Depuis plus de 15 ans, cette chercheuse s’intéresse au phénomène de la violence. Coauteure d’un ouvrage intitulé La psychocriminologie: apports psychanalytiques et applications cliniques, publié récemment aux Presses de l’Université de Montréal, elle estime qu’«encore aujourd’hui la psychanalyse fournit à la criminologie la théorie explicative la plus complète qui soit du fonctionnement psychique délinquant».

Mais attention: il est faux de croire que tous les actes de violence sont commis par des individus profondément dérangés sur le plan psychologique, selon Mme Casoni. «C’est un mythe moderne, dit-elle, mis en scène par les personnages présentés dans les films et certaines téléséries populaires.

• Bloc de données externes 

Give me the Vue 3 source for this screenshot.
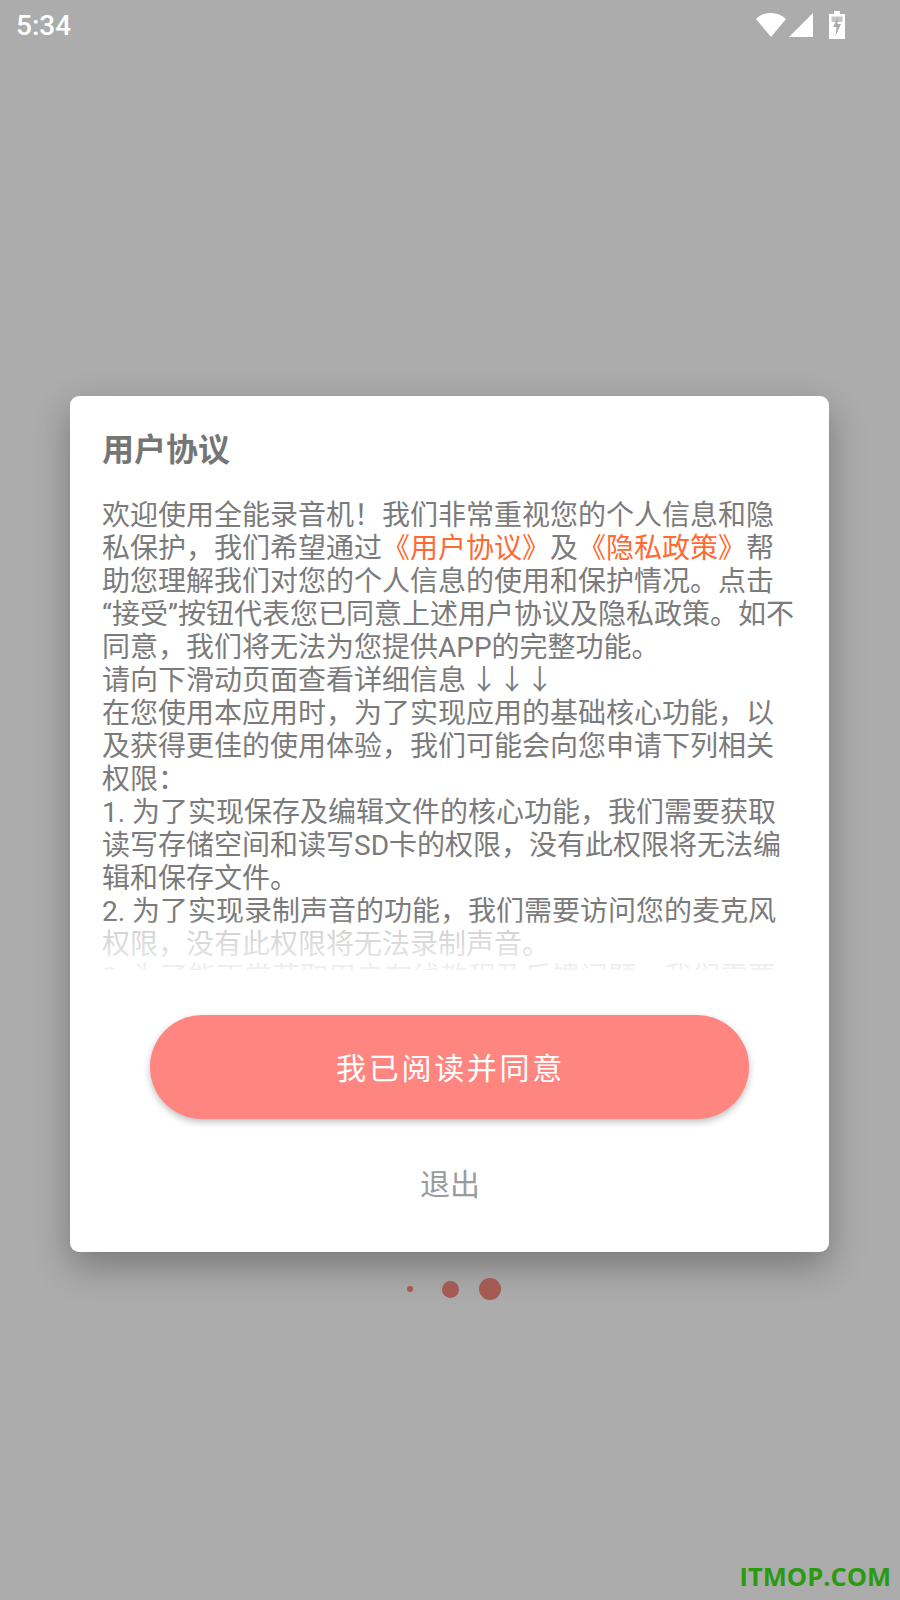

Ces stéréotypes contribuent à donner l’impression que la violence ne concerne pas le commun des mortels.»

Des phénomènes sociaux comme le génocide et la violence de masse qu’a connus le Rwanda ou qui sévissent actuellement en Irak et au Moyen-Orient nous contraignent à réviser cette perception. «La violence des gens ordinaires est associée à des phénomènes de groupe extrêmement puissants ainsi qu’à des situations économiques, politiques, sociales et culturelles particulières qui ont le pouvoir d’amener une grande portion de la population à perdre peu à peu sa capacité de discerner le bien du mal», rappelle la professeure.

Chez les délinquants chroniquement violents, les motivations qui incitent à perpétrer des crimes diffèrent considérablement selon les individus, indique Mme Casoni, mais on note quelques éléments communs. «On sait entre autres que ces délinquants ont souvent vécu une situation répétée de carence affective, de négligence parentale ou encore de maltraitance au cours de leur enfance», précise-t-elle.

Leur développement s’en trouve dès lors profondément marqué. Ils sont notamment aux prises avec un fort sentiment d’infériorité contre lequel ils luttent par la fanfaronnade et en cherchant à dominer les autres dans leurs relations interpersonnelles. «En s’identifiant à ceux qui les ont maltraités, par exemple, certains délinquants chroniquement violents parviennent à renverser un vécu d’impuissance extrêmement angoissant», soutient la professeure Casoni.

À son avis, ce sont des gens très difficiles à aider, malgré leur grande insécurité et leur anxiété généralisée, tant que leur délinquance leur procure ce sentiment de puissance. Aussi, puisqu’ils se perçoivent souvent comme des victimes de la société, «ils ont tendance à occulter les problèmes moraux que pose leur délinquance en disant qu’ils ne font que se défendre de l’injustice qu’ils subissent.»